> [Recorded data]:
──────

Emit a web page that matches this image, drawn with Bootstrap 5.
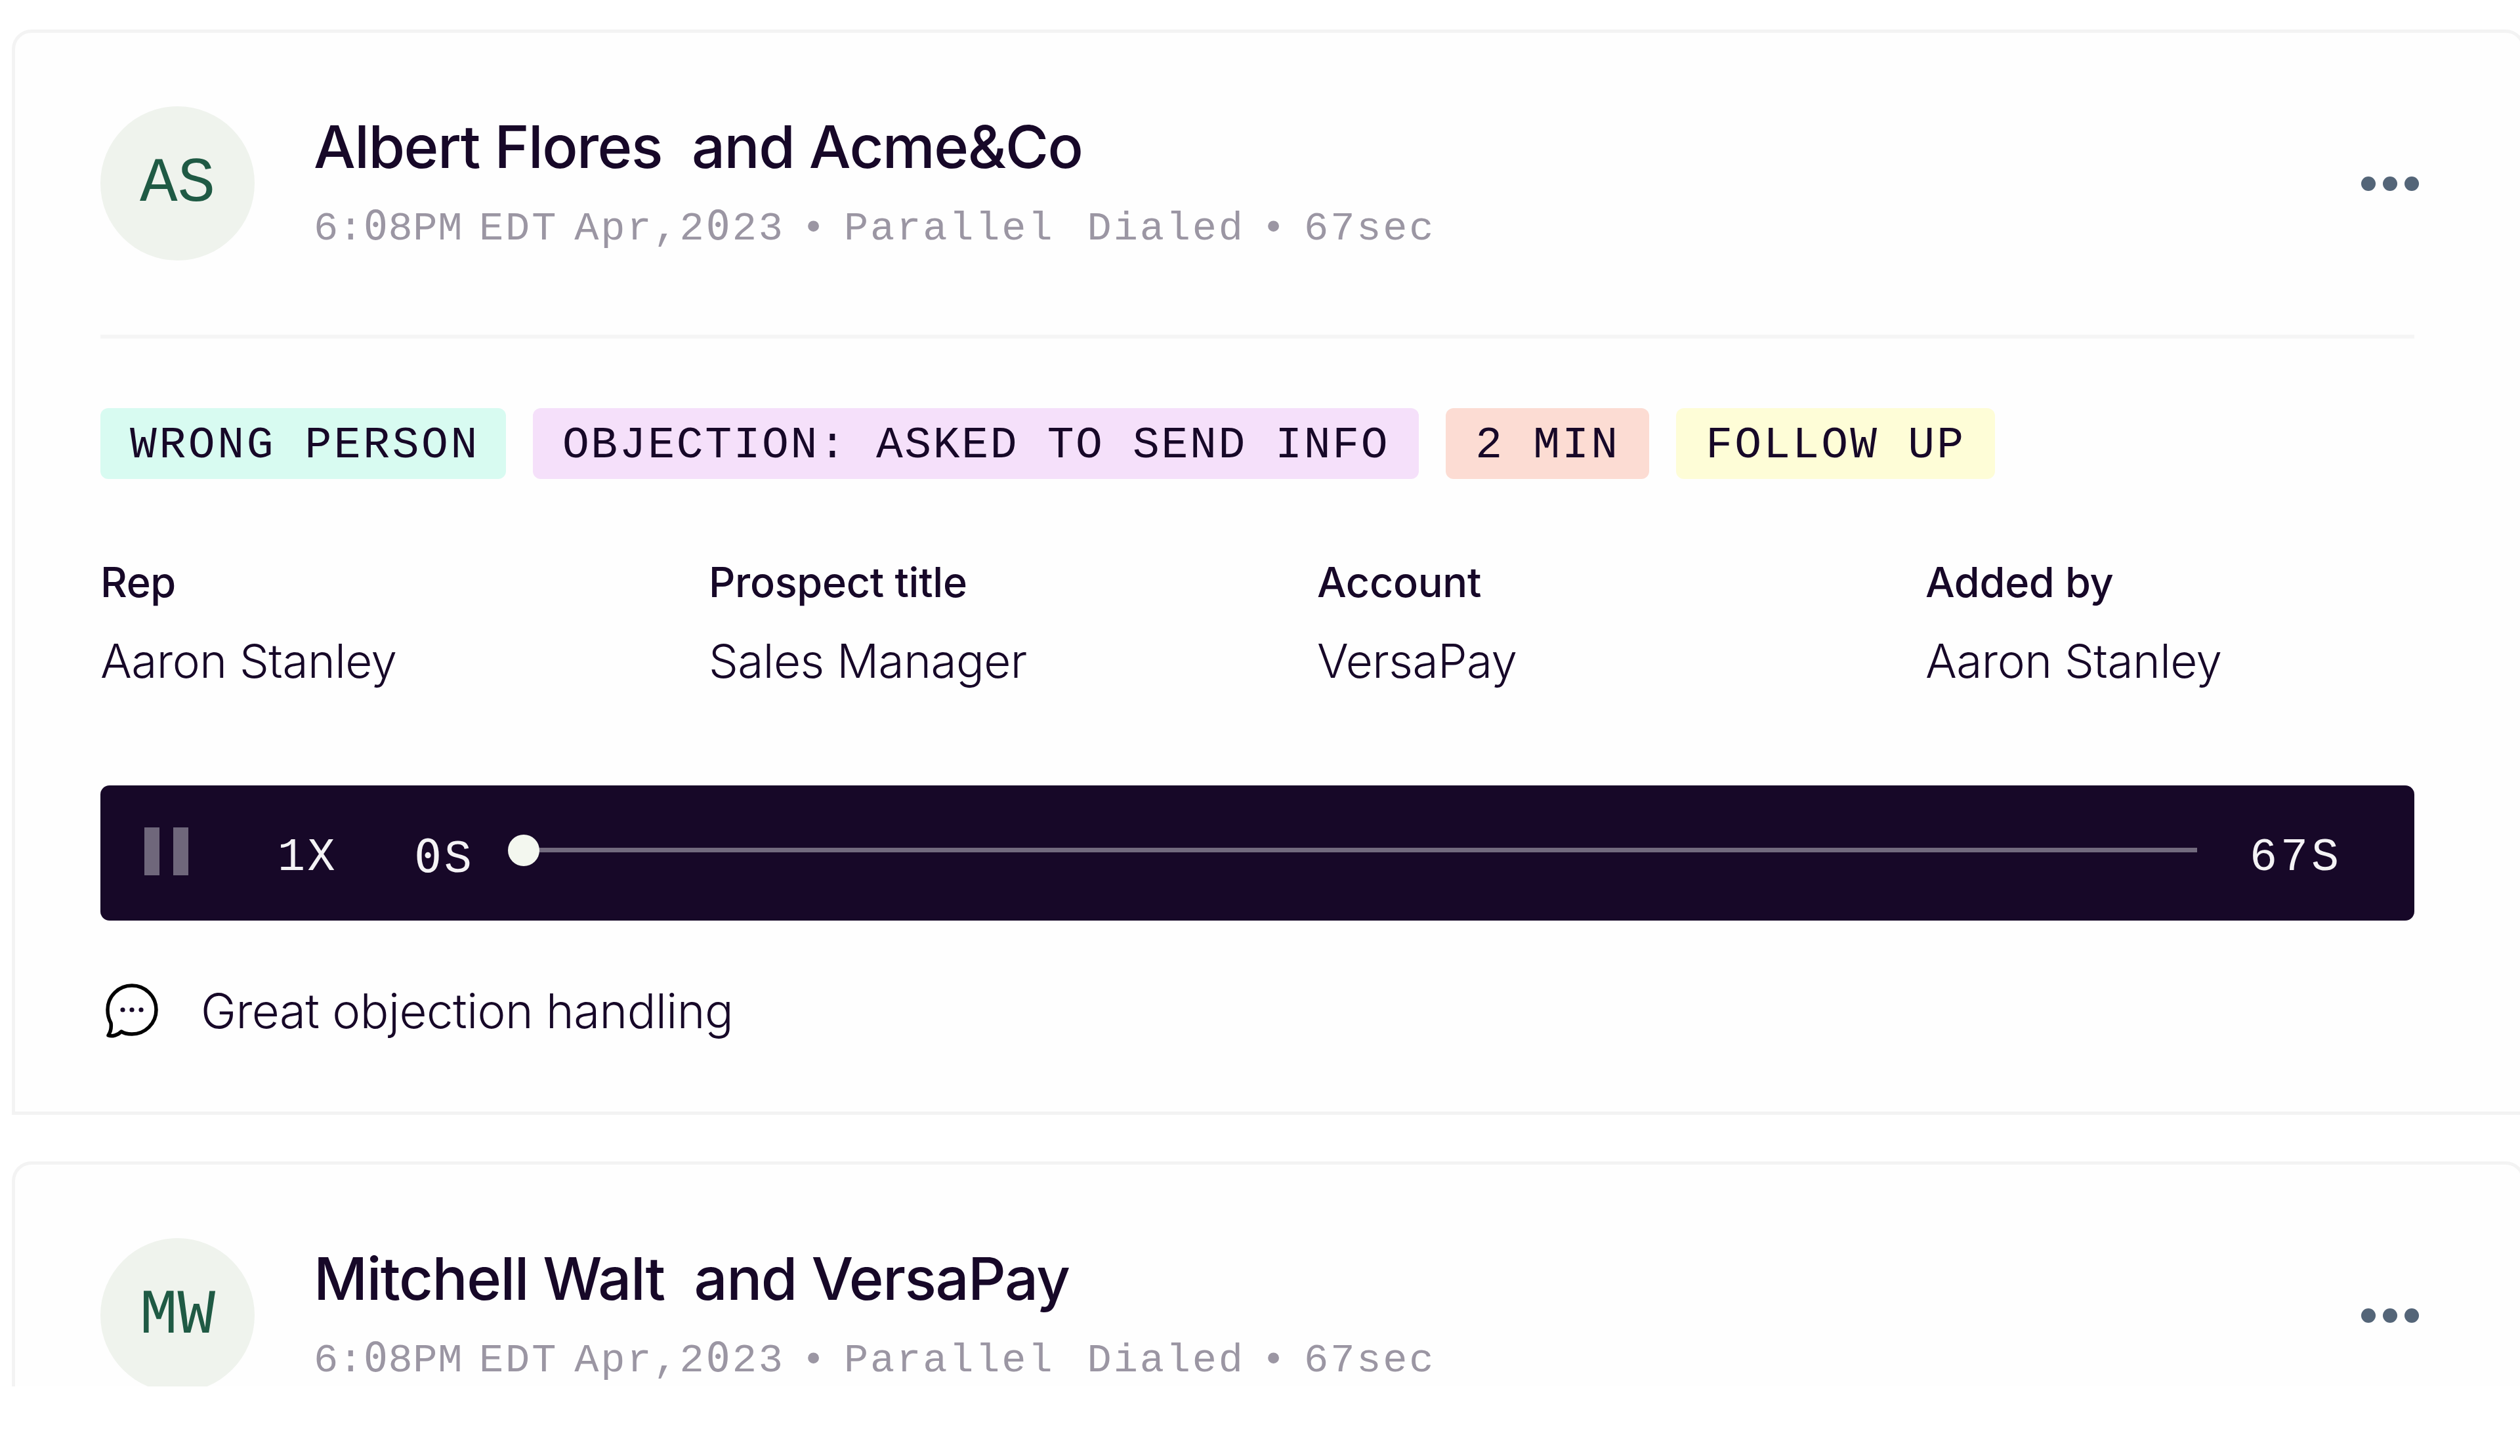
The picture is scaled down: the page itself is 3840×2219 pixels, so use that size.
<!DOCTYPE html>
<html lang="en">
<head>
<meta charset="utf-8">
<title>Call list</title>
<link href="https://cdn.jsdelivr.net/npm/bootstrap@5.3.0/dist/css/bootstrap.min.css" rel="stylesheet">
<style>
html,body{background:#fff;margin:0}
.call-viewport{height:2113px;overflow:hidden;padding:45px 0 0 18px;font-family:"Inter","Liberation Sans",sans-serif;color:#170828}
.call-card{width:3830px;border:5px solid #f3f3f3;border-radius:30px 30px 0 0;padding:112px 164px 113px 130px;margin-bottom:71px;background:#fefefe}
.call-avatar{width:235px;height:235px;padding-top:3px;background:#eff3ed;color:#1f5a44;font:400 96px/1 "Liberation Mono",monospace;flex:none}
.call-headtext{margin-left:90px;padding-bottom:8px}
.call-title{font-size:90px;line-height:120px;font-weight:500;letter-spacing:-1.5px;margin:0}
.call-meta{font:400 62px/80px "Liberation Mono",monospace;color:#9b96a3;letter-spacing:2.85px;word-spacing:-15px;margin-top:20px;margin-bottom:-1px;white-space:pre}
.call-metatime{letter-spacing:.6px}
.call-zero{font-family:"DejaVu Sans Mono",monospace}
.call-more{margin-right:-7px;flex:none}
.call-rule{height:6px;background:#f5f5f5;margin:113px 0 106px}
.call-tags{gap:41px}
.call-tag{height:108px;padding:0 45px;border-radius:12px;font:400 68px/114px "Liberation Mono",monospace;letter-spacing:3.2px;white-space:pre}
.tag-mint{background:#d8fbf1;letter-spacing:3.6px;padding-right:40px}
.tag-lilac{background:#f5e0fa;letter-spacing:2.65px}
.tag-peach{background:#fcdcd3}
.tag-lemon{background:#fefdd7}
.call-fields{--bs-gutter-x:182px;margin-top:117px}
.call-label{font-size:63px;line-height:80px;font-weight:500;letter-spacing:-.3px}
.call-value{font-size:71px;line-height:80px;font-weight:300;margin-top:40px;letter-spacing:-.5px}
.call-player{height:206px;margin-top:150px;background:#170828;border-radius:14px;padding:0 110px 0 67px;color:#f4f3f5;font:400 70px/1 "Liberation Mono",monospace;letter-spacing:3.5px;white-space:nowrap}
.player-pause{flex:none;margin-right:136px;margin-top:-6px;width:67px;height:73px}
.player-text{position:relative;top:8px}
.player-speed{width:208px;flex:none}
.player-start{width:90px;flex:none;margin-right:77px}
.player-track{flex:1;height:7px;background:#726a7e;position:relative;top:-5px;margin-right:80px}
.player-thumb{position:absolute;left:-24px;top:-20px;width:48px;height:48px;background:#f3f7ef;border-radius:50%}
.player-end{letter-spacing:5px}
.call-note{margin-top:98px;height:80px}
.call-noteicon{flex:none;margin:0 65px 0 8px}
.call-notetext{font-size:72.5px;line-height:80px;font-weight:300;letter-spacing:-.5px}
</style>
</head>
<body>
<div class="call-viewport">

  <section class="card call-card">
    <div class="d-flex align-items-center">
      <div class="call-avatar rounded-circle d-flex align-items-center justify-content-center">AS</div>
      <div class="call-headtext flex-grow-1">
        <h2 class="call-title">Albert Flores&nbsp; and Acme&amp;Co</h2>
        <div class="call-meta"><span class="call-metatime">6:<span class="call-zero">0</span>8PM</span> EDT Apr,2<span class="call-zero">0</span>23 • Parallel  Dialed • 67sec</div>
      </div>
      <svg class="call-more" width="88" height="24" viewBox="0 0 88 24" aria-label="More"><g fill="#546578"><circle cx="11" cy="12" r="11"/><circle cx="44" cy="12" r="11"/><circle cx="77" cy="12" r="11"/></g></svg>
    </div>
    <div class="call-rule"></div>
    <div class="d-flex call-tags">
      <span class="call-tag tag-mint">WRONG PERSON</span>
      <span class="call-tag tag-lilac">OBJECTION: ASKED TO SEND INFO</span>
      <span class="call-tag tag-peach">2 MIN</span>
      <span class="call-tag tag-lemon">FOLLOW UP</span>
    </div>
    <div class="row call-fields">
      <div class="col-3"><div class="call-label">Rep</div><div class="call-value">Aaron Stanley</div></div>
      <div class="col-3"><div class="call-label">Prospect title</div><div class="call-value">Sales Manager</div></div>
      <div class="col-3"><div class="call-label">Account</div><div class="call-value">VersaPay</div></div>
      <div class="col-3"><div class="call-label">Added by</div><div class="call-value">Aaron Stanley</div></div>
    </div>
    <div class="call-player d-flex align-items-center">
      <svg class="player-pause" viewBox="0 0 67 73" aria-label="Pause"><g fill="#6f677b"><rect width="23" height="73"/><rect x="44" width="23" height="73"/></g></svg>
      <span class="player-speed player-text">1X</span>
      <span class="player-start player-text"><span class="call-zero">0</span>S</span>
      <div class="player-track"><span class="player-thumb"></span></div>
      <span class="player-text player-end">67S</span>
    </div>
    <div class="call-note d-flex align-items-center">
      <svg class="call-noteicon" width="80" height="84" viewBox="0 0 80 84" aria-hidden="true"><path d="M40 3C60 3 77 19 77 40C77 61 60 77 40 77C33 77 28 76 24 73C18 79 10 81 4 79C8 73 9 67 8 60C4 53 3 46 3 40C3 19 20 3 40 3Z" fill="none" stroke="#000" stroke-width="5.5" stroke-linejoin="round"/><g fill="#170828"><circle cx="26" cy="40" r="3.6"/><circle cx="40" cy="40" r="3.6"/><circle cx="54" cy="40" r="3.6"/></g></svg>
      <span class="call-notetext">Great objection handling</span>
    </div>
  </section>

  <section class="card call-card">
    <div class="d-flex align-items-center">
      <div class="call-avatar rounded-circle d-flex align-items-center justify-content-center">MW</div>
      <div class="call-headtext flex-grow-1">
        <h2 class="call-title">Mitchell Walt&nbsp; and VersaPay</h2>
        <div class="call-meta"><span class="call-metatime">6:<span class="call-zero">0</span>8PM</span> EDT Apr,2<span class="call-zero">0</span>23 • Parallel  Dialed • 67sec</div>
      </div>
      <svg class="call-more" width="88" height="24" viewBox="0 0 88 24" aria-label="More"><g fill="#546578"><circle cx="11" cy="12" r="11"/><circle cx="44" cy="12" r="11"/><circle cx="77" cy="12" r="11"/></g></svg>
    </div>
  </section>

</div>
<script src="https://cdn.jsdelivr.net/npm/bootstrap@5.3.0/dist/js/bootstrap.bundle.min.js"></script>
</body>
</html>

──────

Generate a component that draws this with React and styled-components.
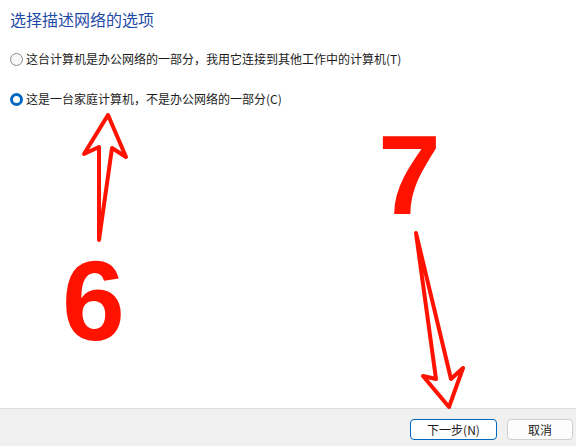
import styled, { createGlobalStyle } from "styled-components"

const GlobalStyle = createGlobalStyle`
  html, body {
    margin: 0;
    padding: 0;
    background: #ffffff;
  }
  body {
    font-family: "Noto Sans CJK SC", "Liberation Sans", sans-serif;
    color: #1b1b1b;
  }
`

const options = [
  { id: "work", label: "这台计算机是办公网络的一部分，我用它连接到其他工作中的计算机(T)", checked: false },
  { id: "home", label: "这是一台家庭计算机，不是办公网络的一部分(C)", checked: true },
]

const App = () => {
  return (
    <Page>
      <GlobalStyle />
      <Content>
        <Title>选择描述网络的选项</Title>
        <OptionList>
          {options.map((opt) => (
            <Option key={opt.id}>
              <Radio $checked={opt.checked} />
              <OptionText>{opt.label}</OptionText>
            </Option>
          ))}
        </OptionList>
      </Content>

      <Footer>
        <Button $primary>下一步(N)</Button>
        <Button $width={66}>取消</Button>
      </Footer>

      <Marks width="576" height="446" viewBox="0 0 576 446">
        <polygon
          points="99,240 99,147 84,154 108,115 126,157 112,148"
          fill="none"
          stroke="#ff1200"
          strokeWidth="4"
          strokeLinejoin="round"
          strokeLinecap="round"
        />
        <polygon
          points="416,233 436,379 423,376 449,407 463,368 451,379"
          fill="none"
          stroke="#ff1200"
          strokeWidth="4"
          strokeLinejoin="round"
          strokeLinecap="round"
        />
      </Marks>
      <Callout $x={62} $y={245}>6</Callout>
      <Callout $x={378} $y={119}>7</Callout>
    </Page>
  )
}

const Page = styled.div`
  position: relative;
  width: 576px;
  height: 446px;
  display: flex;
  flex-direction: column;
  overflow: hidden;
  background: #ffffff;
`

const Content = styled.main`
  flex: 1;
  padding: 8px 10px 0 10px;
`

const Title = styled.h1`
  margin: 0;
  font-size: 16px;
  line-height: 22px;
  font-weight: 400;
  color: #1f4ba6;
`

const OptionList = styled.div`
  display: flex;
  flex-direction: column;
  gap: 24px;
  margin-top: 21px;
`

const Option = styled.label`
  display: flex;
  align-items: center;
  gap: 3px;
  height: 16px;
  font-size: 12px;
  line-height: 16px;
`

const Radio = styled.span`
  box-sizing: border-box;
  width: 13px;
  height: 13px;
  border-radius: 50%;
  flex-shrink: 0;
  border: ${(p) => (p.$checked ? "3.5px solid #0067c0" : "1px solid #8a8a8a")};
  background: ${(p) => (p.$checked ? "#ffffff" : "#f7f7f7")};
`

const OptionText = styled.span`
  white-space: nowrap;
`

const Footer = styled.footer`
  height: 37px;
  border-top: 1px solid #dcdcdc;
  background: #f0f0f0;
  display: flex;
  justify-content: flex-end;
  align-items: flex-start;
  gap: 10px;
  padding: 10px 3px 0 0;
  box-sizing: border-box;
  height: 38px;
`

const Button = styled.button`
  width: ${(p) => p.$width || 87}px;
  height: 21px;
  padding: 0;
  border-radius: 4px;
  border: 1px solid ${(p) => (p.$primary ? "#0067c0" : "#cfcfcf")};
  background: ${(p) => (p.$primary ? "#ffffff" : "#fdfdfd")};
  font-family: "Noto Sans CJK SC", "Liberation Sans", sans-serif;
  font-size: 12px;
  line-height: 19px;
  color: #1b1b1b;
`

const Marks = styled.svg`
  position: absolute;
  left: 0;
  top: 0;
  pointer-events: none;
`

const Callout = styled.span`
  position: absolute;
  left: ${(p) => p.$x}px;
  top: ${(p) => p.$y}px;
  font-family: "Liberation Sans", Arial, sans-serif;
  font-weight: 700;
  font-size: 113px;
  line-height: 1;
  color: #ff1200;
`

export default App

──────

> [Aim]:
Extract every line above containing the word "components".

> [Exercise output]:
Generate a component that draws this with React and styled-components.
import styled, { createGlobalStyle } from "styled-components"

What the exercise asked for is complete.